Грешник, недостойный судить
В уста одного из своих важнейших героев, старца Зосимы, Достоевский вкладывает такие замечательные слова: «Братья, не бойтесь греха людей, любите человека и во грехе его, ибо сие уже подобие Божеской любви и есть верх любви на земле... И да не смущает вас грех людей в вашем делании, не бойтесь, что он затрет дело ваше и не даст ему совершиться. Бегите сего уныния... Помни особенно, что не можешь ничьим судьею быть. Ибо не может быть на земле судьи преступника, прежде чем сей судья не познает, что он такой же точно преступник, как и стоящий перед ним, и что он-то за преступление стоящего перед ним, может, прежде всех и виноват»6.
Из воспоминаний современников Достоевского мы знаем, что характер у писателя был далеко не идеальным, он часто бывал гневлив, проявлял гордыню, порой предавался азартным играм.
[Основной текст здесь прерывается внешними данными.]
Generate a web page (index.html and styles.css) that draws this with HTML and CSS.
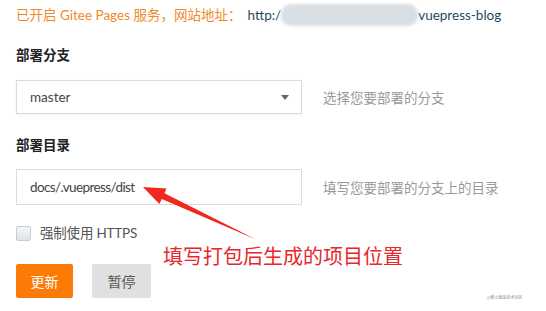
FILE: index.html
```html
<!DOCTYPE html>
<html lang="zh-CN">
<head>
    <meta charset="UTF-8">
    <title>Gitee Pages</title>
    <link rel="stylesheet" href="styles.css">
</head>
<body>
    <div class="page">
        <p class="status">已开启 Gitee Pages 服务，网站地址：<span class="url">http:/<span class="blur"></span>vuepress-blog</span></p>

        <p class="label">部署分支</p>
        <div class="row">
            <div class="select">
                <span>master</span>
                <span class="caret"></span>
            </div>
            <span class="hint">选择您要部署的分支</span>
        </div>

        <p class="label label2">部署目录</p>
        <div class="row row2">
            <div class="input">docs/.vuepress/dist</div>
            <span class="hint">填写您要部署的分支上的目录</span>
        </div>

        <div class="check">
            <span class="box"></span>
            <span>强制使用 HTTPS</span>
        </div>

        <div class="buttons">
            <button class="btn primary">更新</button>
            <button class="btn grey">暂停</button>
        </div>

        <svg class="arrow" width="546" height="311" viewBox="0 0 546 311">
            <polygon points="143,187 166.5,188.5 164.5,193.3 256,239.5 161.8,199 159.4,204" fill="#f0281e"/>
        </svg>
        <div class="note">填写打包后生成的项目位置</div>
        <div class="mark">@稀土掘金技术社区</div>
    </div>
</body>
</html>
```

FILE: styles.css
```css
* {
  box-sizing: border-box;
}

body {
  margin: 0;
  background: #fff;
  font-family: Lato, "Noto Sans CJK SC", sans-serif;
  font-size: 13.5px;
  color: #333;
}

.page {
  position: relative;
  width: 546px;
  height: 311px;
  padding: 4px 0 0 16px;
  overflow: hidden;
}

p {
  margin: 0;
}

.status {
  color: #ef8a2c;
  height: 22px;
  line-height: 22px;
  white-space: nowrap;
}

.url {
  color: #1f4a5b;
  margin-left: 6px;
}

.blur {
  display: inline-block;
  width: 137px;
  height: 22px;
  vertical-align: top;
  border-radius: 10px;
  background: #d8e0e6;
  filter: blur(1.5px);
}

.label {
  margin-top: 20px;
  font-weight: bold;
  color: #222;
  line-height: 18px;
}

.label2 {
  margin-top: 22px;
}

.row {
  display: flex;
  align-items: center;
  margin-top: 16px;
}

.row2 {
  margin-top: 15px;
}

.select,
.input {
  width: 286px;
  height: 34px;
  border: 1px solid #dcdcdc;
  display: flex;
  align-items: center;
  padding-left: 13px;
  color: #444;
}

.select {
  justify-content: space-between;
  padding-right: 12px;
  box-shadow: 0 1px 2px rgba(0, 0, 0, 0.06);
}

.input {
  height: 36px;
  letter-spacing: -0.6px;
}

.caret {
  width: 0;
  height: 0;
  border-left: 4px solid transparent;
  border-right: 4px solid transparent;
  border-top: 5px solid #666;
}

.hint {
  margin-left: 21px;
  color: #9a9a9a;
  letter-spacing: 0;
}

.check {
  display: flex;
  align-items: center;
  gap: 9px;
  margin-top: 19px;
  line-height: 18px;
  color: #555;
  letter-spacing: -0.2px;
}

.box {
  width: 15px;
  height: 15px;
  border: 1px solid #c8ccd2;
  border-radius: 2px;
  background: linear-gradient(#f4f6f9, #dde3ea);
}

.buttons {
  display: flex;
  gap: 19px;
  margin-top: 22px;
}

.btn {
  height: 34px;
  border: none;
  border-radius: 2px;
  font-family: inherit;
  font-size: 14px;
}

.primary {
  width: 57px;
  background: #fc7a06;
  color: #fff;
}

.grey {
  width: 59px;
  background: #e0e0e0;
  color: #555;
}

.arrow {
  position: absolute;
  left: 0;
  top: 0;
}

.note {
  position: absolute;
  left: 163px;
  top: 243px;
  font-size: 20px;
  line-height: 26px;
  color: #e8262c;
  font-family: "Noto Sans CJK SC", sans-serif;
}

.mark {
  position: absolute;
  left: 487px;
  top: 294px;
  font-size: 4px;
  color: #8a8a8a;
}
```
Было бы наивным ожидать от него, человека светского, к тому же пережившего в молодости каторгу и ссылку, высокой и праведной жизни, которую мы зачастую не видим даже в среде священнослужителей. Главное, что Достоевский тяжело переживал свои грехи, исповедовался и каялся в них и воспринимал самого себя как грешника, недостойного быть судьей и учителем для других.
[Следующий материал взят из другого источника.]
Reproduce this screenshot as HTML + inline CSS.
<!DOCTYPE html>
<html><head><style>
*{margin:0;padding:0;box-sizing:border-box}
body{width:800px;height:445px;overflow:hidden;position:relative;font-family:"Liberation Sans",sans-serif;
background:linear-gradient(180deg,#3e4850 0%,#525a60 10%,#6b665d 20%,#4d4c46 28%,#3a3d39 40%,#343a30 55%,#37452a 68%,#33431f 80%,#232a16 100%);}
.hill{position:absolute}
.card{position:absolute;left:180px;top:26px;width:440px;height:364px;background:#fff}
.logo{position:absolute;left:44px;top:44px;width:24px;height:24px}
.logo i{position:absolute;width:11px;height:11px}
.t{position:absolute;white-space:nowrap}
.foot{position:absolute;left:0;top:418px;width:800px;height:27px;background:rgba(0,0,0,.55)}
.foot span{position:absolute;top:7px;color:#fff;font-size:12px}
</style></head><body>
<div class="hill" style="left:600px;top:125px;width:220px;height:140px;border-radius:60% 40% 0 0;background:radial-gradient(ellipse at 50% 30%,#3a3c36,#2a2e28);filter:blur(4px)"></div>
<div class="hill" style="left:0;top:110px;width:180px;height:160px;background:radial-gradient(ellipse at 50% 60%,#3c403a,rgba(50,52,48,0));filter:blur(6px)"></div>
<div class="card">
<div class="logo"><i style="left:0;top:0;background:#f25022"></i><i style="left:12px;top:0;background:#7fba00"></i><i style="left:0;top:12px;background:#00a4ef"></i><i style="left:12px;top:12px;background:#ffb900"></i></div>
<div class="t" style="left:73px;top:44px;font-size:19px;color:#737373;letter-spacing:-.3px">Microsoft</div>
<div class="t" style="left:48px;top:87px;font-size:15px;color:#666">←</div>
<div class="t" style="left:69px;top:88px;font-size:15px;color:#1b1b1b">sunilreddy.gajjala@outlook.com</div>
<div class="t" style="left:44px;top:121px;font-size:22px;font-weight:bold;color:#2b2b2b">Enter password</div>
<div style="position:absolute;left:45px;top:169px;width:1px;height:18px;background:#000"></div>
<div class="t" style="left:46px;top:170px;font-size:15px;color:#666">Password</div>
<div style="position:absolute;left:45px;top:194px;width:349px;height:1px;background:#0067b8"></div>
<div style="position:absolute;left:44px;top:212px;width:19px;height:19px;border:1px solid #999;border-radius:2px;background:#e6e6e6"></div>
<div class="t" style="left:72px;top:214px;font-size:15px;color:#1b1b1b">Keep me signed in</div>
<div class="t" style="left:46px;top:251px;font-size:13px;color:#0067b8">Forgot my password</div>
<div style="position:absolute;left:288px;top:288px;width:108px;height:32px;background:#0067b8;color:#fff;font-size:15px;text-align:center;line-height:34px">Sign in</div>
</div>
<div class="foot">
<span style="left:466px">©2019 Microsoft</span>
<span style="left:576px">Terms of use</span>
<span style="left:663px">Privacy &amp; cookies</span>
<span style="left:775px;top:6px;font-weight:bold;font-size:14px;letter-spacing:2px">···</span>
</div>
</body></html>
И именно благодаря тому, что было в нем это подлинное смирение, нежелание «пасти народы», он и остается для нас самым выдающимся русским христианским писателем. Его произведения будят человеческую душу, толкают ее к духовному поиску, ставят перед ней острые нравственные вопросы и, не предлагая готовых ответов, указывают путь, на котором эти ответы могут быть получены. Это прежде всего чтение Священного Писания, которое должно стоять, как писал Достоевский в 1880 году, над всяким другим чтением («Над всем, конечно, Евангелие, Новый Завет в переводе. Если же может читать и в оригинале (то есть на церковнославянском), то всего бы лучше»7); это чтение святоотеческой литературы, которое, в свою очередь, обретает окончательный смысл только вместе с молитвой, с практическим выполнением евангельских заповедей.